Lean of ham, 3 oz.; 1/2 small carrot; 4 to 6 cloves; mace, 1 large blade; thyme and parsley, 3 or 4 small sprigs of each; butter, 1 to 1-1/2 oz.: 50 to 60 minutes. Veal gravy, 1 pint: 3/4 to 1 hour. Sherry or Madeira, 1-1/2 glassful; lemon-juice, 2 tablespoonsful; seasoning of cayenne and salt; flour, 1 tablespoonful; butter, 2 oz.: 1 minute.

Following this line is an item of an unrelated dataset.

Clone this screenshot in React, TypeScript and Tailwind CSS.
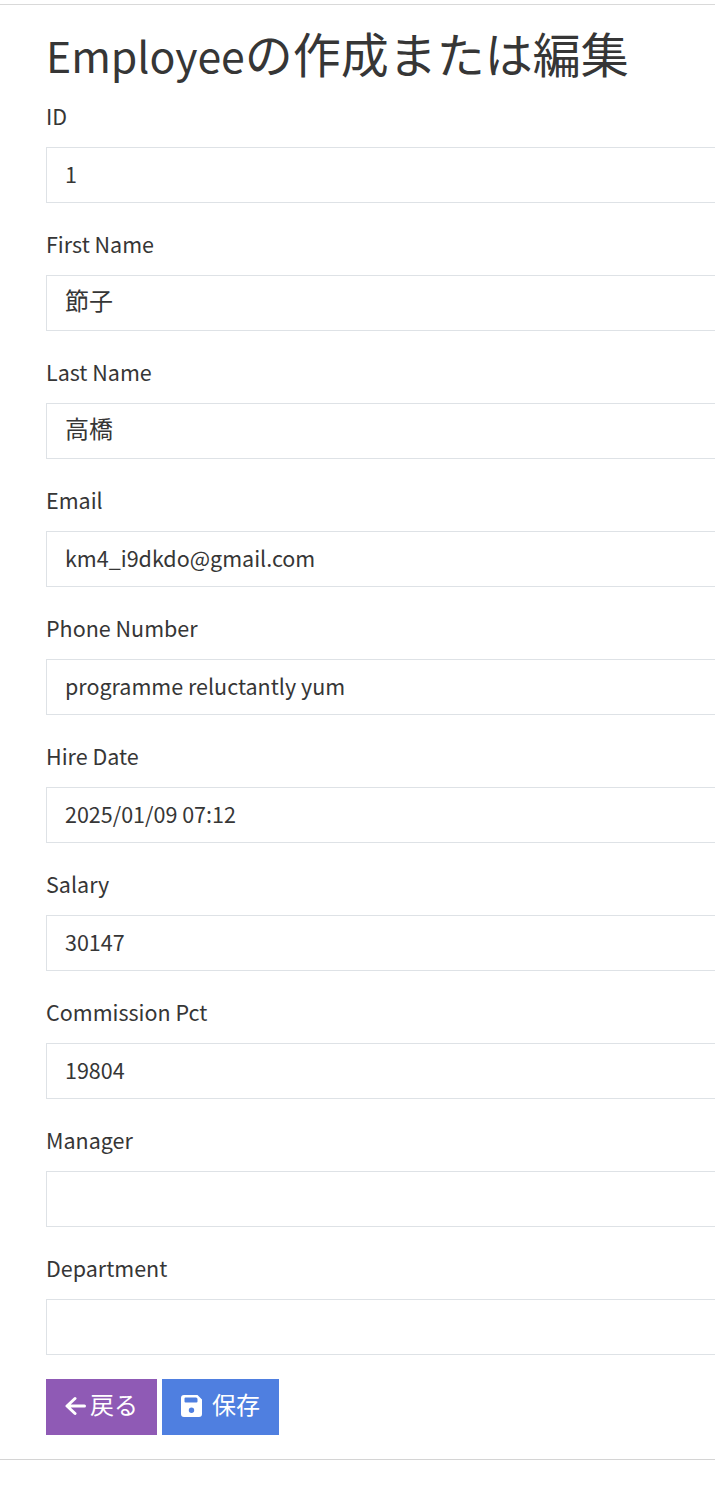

Obs.—A teaspoonful or more of essence of anchovies is usually added to the sauce, though it is scarcely required.

SAUCE ROBERT.

Cut four or five large onions into small dice, and brown them in a stewpan, with three ounces of butter and a dessertspoonful of flour. When of a deep yellow brown, pour to them half a pint of beef or of veal gravy, and let them simmer for fifteen minutes; skim the sauce, add a seasoning of salt and pepper, and at the moment of serving, mix a dessertspoonful of made mustard with it.

Large onions, 4 or 5; butter, 3 oz.; flour, dessertspoonful; 10 to 15 minutes. Gravy, 1/2 pint: 15 minutes. Mustard, dessertspoonful.